06 Religion and Politics: Church and State - Austin Ivereigh & Kathleen Griffin

posted Mar 27, 2019, 10:23 PM by Neil D'Souza   [ updated Mar 27, 2019, 10:23 PM ]
The Church is often accused of "interfering in politics" when she speaks on issues that affect society. What should the relationship between religion and politics be?

The idea that the Catholic Church 'interferes' with national sovereign politics is nothing new. Rulers (and voters) have always resented being held to account by a higher law. In the age of democracy, the accusation is sometimes levied against the Church that it acts as a kind of lobby, using its spiritual influence to engineer certain political outcomes — acting, in other words, out of corporate self-interest. Critics accuse the Church of 'imposing its view' on the rest of society, in an attempt to thwart human rights — usually understood narrowly and one-sidedly as those of a woman to seek an abortion, or a gay couple to adopt a child. Religion is increasingly seen as a private matter, and public life as a neutral space. The prevailing ethic of autonomy is intrinsically hostile to allowing religion a voice in public life. Neither is true.

Right from the outset, we must be clear that there is a distinction between the Church and the State. This is rooted in the Gospel, in Jesus' guiding principle, "Render to Caesar what belongs to Caesar, and to God what belongs to God." (Mt 22:21) The temporal and spiritual spheres are interrelated, yet distinct. The State must respect the freedom and practice of religion, whilst religion must respect the jurisdiction of the State.

The neuralgic issue here is the perennial one of 'mixing religion and politics'. What the secularist critique often forgets is that the radical exclusion of faith from politics has not led to utopia, but disaster. The greatest horrors of the twentieth century were inflicted by totalitarian states among whose first moves was the abolition of faith from the public sphere, and subordination of religion to the state. Conversely, some of the proudest moments of Western political history — the abolition of the slave trade, or the Civil Rights movement of the 1950s and 1960s — are uplifting examples of what happens when churches hold up a transcendent moral horizon to society, and guide the movement that shapes society towards that ideal, seeking to influence the state for the common good. The greatest achievements of Western society, in other words, stem from a civilisation in which Church and state co-exist and cooperate; the greatest disasters have arisen from efforts by the state to eradicate the Church, often justified by an ideology which interprets the 'will of the people' as a license for unchecked, unlimited state power.

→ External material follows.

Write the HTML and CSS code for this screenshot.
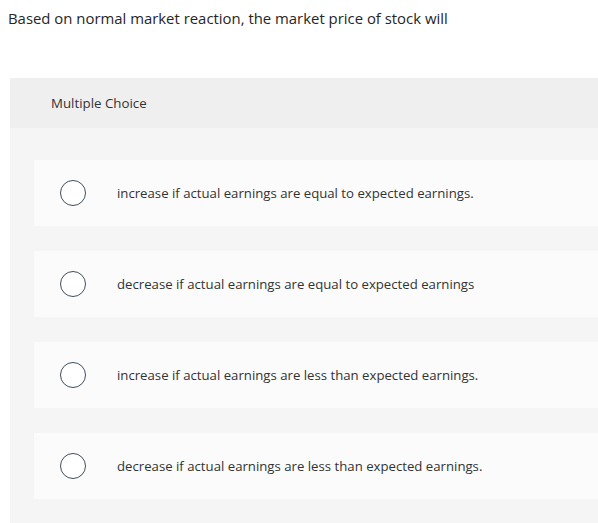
FILE: index.html
```html
<!DOCTYPE html>
<html>
<head>
<meta charset="utf-8">
<link rel="stylesheet" href="styles.css">
</head>
<body>
<p class="question">Based on normal market reaction, the market price of stock will</p>
<section class="panel">
  <div class="panel-head">Multiple Choice</div>
  <div class="options">
    <div class="option"><span class="radio"></span><span class="label">increase if actual earnings are equal to expected earnings.</span></div>
    <div class="option"><span class="radio"></span><span class="label">decrease if actual earnings are equal to expected earnings</span></div>
    <div class="option"><span class="radio"></span><span class="label">increase if actual earnings are less than expected earnings.</span></div>
    <div class="option"><span class="radio"></span><span class="label">decrease if actual earnings are less than expected earnings.</span></div>
  </div>
</section>
</body>
</html>
```
FILE: styles.css
```css
html, body { margin: 0; padding: 0; background: #fff; }
body { font-family: "Open Sans", "Lato", sans-serif; color: #2a2a2a; overflow: hidden; }
.question {
  margin: 0;
  padding: 8px 0 0 8px;
  height: 70px;
  font-size: 14.9px;
  line-height: 20px;
  color: #262626;
}
.panel {
  margin-left: 10px;
  background: #f5f5f5;
  height: 445px;
}
.panel-head {
  background: #efefef;
  height: 50px;
  padding-left: 41px;
  display: flex;
  align-items: center;
  font-size: 13.3px;
  color: #333;
}
.options {
  padding: 32px 0 0 24px;
  display: flex;
  flex-direction: column;
  gap: 25px;
}
.option {
  background: #fbfbfb;
  height: 66px;
  display: flex;
  align-items: center;
  padding-left: 26px;
}
.radio {
  width: 24px;
  height: 24px;
  border: 1.5px solid #3e4f5b;
  border-radius: 50%;
  background: #fff;
  flex: none;
}
.label {
  margin-left: 31px;
  font-size: 13.2px;
  color: #333;
}
```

Christianity believes in keeping the two spheres of faith and politics apart, yet interconnected. Unlike secularism, which proclaims the moral autonomy of the state, a healthy or positive secularity advocates a distinction between faith and politics (but not their divorce). The precise relationship of faith and politics, spiritual and temporal — 'the perennial question of the relationship between what is owed to Caesar and what is owed to God' is a complex one. But the underlying principle should be clear. Reason and religion need each other. They are intertwined. But they are distinct realms, and should not be confused, both for the sake of the Church and of the state.